In order to determine the relationship between brake force and brake application pressure, a few key parameters of duty cycle information were collected.  Because braking events are often brief, spanning only a few seconds, a sample rate of 10 Hertz (Hz) was needed.  The algorithm under development required brake application pressure and speed (from which deceleration was calculated).  Accurate weight estimation was also needed to properly derive the braking force from the deceleration.  In order to ensure that braking force was the predominant factor in deceleration for the segments of data used in analysis, the data was screened for grade as well. Also, the analysis needed to be based on pressures above the crack pressure; the individual brakes were not applied below the pressure of approximately 10 pounds per square inch (psi).  Therefore, only pressures 15 psi and above were used in the analysis.
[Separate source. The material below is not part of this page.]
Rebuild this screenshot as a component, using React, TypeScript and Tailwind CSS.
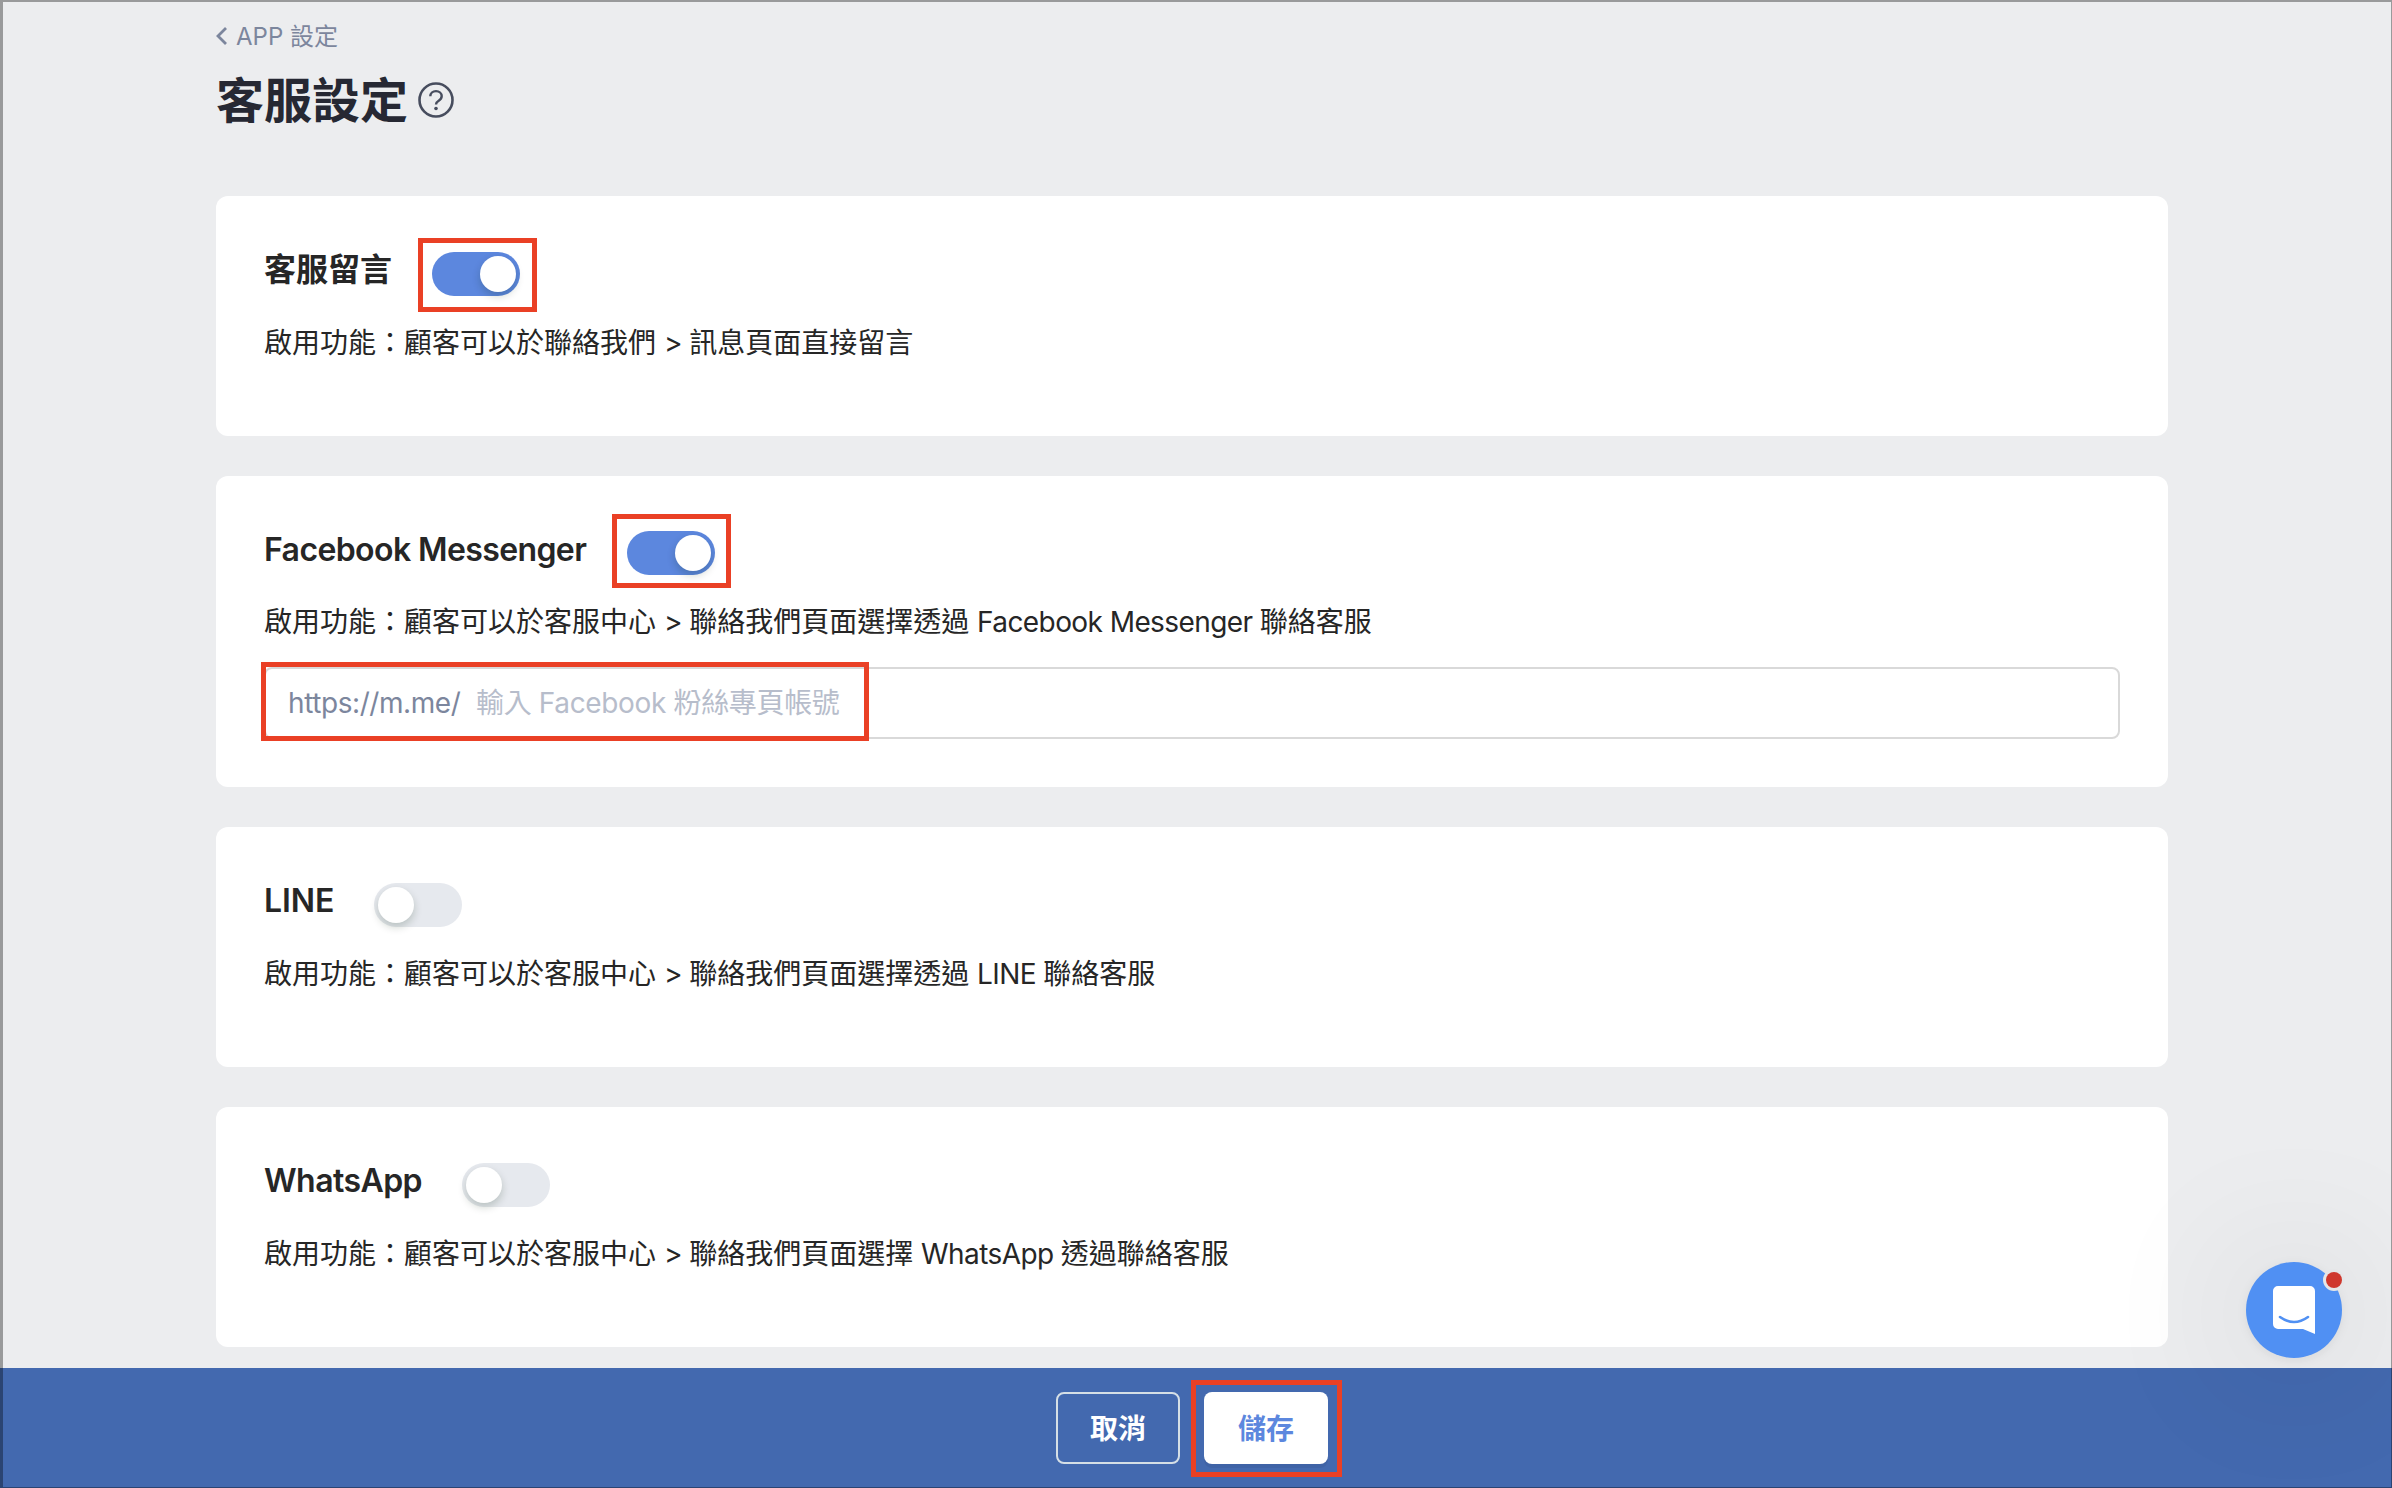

The Department of Energy’s Medium Truck Duty Cycle research indicated that under the real-world circumstances of the test vehicle brake pressures of up to approximately 30 psi can be expected.

Initial analysis of the data revealed that the data collected in the field (i.e., day-to-day operations) provided the same information as that obtained from the controlled tests.  Analysis of the data collected revealed a strong linear relationship between brake application pressure and deceleration for given GVWs.  As anticipated, initial speed was not found to be a significant factor in the deceleration-pressure relationship, unlike GVW.